Minister of Environment and Spatial Planning
- In office 2014–2018
- President: Borut Pahor
- Prime Minister: Miro Cerar
- Preceded by: Position created
- Succeeded by: Simon Zajc [sl]

Personal details
- Born: 2 March 1958 (age 68) Novo Mesto, Slovenia, Yugoslavia
- Party: Democratic Party of Pensioners of Slovenia (since 2010)
- Other political affiliations: Slovenian People's Party (until 2010)
- Alma mater: University of Ljubljana
- Occupation: Agricultural engineer

= Irena Majcen =

Slovenian agricultural engineer

Irena Majcen (born 2 March 1958) is a Slovenian agricultural engineer and civil servant who was Minister of Environment and Spatial Planning from 2014 until 2018. Prior to becoming minister, she was mayor of the Municipality of Slovenska Bistrica (2005–2010) and head of their Department of Agriculture, Food, Forestry, and Economy and Department for Environment, Spatial Affairs, Transport, and Communications.

==Biography==
Irena Majcen was born on 2 March 1958 in Novo Mesto and educated at the University of Ljubljana Biotechnical Faculty (graduating in 1980). She began working at the Slovenska Bistrica Agricultural Cooperative immediately afterwards and later became an agricultural engineer. In 1991, she was elected to the Municipality of Slovenska Bistrica Executive Council. She later served as a department head for the municipality; first for the Department of Agriculture, Food, Forestry, and Economy, and eventually for the Department for Environment, Spatial Affairs, Transport, and Communications.

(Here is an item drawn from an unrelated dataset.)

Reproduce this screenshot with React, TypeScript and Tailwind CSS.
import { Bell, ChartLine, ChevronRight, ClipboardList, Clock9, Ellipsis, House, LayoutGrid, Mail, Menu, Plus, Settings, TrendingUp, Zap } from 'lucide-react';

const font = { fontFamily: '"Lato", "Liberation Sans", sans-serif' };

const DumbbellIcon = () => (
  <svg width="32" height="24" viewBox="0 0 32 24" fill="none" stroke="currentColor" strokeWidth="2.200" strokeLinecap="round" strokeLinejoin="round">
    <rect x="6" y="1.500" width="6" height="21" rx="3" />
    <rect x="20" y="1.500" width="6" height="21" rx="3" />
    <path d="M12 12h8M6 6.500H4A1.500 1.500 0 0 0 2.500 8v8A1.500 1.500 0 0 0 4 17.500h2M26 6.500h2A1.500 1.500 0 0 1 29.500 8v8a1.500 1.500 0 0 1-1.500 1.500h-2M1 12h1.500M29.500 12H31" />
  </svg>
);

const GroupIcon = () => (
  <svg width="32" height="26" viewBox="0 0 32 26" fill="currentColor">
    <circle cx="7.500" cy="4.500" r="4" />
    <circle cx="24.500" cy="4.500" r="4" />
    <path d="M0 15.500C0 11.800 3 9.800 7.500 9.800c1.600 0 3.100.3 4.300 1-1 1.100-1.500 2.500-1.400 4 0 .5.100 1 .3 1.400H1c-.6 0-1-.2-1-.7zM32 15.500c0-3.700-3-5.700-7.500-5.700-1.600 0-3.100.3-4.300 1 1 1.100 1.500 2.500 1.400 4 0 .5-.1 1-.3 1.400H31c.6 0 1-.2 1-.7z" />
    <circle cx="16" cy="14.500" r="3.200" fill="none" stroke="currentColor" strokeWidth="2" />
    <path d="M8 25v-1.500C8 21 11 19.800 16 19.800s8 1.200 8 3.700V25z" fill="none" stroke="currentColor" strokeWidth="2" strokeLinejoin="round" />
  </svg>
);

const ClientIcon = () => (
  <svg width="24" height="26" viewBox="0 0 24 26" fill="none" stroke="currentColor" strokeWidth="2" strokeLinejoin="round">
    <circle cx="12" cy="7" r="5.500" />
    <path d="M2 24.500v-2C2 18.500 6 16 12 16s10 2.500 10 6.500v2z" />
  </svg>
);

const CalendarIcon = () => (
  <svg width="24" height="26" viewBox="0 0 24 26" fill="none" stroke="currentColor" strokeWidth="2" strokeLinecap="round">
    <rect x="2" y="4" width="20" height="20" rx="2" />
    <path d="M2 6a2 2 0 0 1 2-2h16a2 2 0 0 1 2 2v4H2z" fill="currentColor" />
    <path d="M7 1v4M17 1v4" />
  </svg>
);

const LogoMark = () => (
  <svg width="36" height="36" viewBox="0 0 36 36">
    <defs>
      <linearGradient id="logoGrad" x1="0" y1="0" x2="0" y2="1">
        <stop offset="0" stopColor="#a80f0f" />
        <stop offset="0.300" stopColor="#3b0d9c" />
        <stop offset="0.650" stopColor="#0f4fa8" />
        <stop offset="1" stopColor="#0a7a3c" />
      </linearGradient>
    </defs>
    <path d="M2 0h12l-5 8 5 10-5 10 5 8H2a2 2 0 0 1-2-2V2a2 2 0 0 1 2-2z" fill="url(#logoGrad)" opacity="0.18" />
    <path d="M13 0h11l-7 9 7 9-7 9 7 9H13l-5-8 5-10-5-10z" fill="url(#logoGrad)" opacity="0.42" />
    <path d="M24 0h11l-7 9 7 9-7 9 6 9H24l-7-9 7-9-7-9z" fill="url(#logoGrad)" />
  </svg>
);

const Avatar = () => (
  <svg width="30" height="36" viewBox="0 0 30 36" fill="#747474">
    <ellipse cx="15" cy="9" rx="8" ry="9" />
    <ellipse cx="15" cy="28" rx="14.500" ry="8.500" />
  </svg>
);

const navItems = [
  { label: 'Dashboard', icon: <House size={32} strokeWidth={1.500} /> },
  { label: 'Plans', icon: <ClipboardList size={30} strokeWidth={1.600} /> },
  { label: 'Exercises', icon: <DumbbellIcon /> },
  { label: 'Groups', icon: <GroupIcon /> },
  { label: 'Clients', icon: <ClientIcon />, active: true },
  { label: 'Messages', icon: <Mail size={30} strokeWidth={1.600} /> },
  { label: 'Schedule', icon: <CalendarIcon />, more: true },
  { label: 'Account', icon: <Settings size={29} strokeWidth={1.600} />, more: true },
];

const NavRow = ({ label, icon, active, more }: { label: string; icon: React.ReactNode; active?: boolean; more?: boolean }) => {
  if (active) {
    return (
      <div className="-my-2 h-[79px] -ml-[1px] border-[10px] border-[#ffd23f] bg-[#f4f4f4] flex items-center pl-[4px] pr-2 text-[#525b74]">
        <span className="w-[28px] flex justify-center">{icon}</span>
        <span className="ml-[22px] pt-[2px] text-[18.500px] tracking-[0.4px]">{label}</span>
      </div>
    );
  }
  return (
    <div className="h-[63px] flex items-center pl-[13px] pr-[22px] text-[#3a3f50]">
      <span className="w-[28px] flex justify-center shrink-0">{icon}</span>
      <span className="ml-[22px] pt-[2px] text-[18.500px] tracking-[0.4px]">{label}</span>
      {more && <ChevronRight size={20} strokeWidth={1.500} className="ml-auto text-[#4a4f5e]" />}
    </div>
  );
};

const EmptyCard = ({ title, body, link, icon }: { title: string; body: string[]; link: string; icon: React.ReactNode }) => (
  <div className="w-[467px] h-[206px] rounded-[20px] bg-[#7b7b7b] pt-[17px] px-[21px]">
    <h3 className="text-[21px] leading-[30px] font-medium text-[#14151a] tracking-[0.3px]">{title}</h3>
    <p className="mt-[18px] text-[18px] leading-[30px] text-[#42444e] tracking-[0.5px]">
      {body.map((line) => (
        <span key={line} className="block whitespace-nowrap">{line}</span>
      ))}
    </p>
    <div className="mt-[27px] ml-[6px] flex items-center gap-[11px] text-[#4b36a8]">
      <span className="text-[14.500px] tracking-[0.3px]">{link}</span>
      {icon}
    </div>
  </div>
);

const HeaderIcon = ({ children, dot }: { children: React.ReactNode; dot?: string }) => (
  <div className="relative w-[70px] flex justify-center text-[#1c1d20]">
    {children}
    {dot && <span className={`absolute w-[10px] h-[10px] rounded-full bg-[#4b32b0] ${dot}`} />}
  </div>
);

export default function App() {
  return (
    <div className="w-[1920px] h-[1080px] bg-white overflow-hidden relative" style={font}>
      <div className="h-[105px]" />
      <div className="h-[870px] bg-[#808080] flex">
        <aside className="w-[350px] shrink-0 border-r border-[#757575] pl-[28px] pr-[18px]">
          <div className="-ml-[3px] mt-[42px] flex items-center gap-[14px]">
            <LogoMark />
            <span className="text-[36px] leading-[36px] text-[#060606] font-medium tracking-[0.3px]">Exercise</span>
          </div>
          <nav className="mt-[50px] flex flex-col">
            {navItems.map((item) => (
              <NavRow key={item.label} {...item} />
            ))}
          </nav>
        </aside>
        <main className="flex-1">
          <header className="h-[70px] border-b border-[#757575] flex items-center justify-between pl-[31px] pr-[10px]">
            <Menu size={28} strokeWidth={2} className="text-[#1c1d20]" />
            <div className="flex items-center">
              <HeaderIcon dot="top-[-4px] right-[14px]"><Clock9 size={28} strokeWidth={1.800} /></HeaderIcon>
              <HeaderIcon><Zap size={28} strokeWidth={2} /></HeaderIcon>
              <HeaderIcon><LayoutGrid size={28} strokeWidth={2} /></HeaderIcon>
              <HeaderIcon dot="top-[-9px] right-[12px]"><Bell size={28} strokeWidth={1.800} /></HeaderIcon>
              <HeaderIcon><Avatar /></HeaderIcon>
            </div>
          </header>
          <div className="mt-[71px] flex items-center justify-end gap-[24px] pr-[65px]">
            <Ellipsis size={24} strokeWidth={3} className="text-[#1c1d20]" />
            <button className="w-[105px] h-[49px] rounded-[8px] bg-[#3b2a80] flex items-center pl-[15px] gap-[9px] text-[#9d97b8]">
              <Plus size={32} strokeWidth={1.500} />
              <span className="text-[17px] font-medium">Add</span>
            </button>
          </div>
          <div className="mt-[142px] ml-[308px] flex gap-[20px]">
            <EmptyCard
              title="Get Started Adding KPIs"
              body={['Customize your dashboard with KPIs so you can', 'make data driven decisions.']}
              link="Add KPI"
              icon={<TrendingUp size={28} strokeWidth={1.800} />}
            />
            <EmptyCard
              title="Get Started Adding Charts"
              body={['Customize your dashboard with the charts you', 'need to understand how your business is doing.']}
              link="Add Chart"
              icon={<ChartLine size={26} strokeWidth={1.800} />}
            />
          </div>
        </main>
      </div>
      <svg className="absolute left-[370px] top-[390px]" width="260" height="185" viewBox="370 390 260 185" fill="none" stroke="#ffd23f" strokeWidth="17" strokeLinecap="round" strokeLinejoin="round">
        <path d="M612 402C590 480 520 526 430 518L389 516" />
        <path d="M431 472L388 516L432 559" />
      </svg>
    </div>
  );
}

Majcen was also a co-founder and national vice-president of the Slovenian People's Party. In 2005, she was elected mayor of the municipality of Slovenska Bistrica and was re-elected in 2006. She continued to serve until 2010, when she lost re-election as candidate for Democratic Party of Pensioners of Slovenia, which she had moved to that year. She ran for a seat in the National Assembly twice: in 1992 and 2011.

Majcen joined the Association of Municipalities and Towns of Slovenia committee in 2005 and was promoted to vice-president of the entire organisation in 2006. After joining the European Committee of the Regions in 2005 as a substitute, she was promoted to chair of Slovenia's European Committee of the Regions delegation in 2006, remaining there as late as 2008.

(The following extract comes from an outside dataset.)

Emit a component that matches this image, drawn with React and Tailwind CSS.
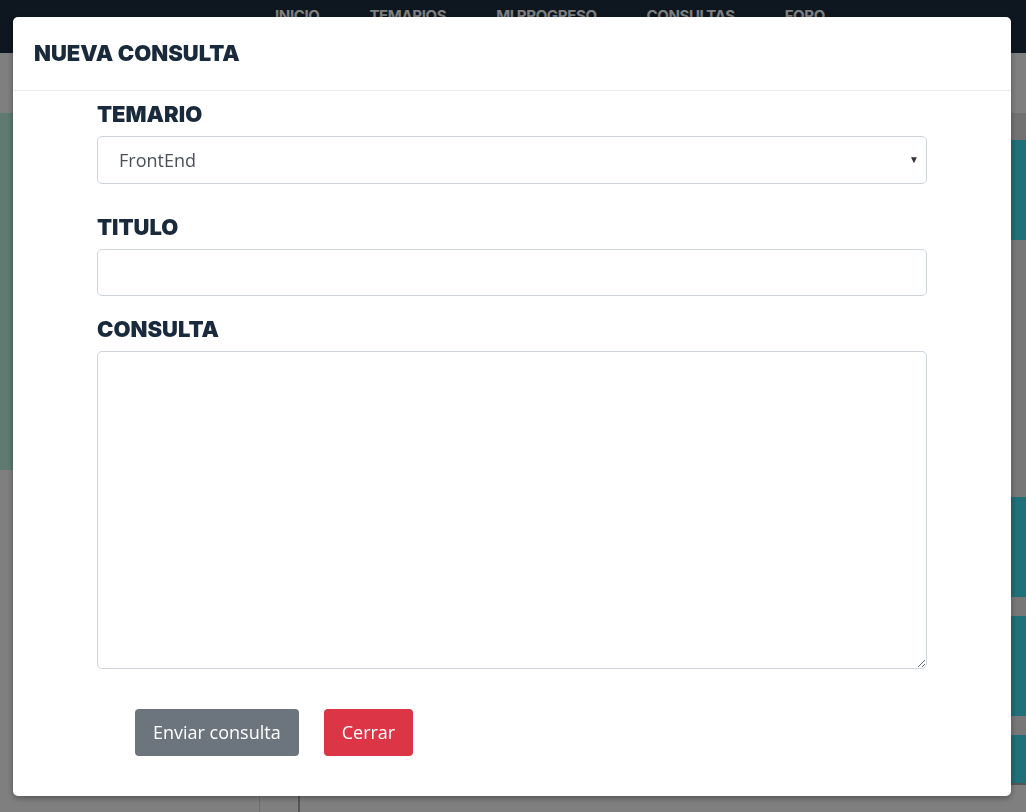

In 2014, the Democratic Party of Pensioners of Slovenia (DeSUS) nominated Majcen to succeed Tomaž Gantar as the Minister of Environment and Spatial Planning
 She accepted the nomination and later served as minister for at least four years. She was succeeded in the position by Simon Zajc. She was vice-president of DeSUS until her resignation in March 2021.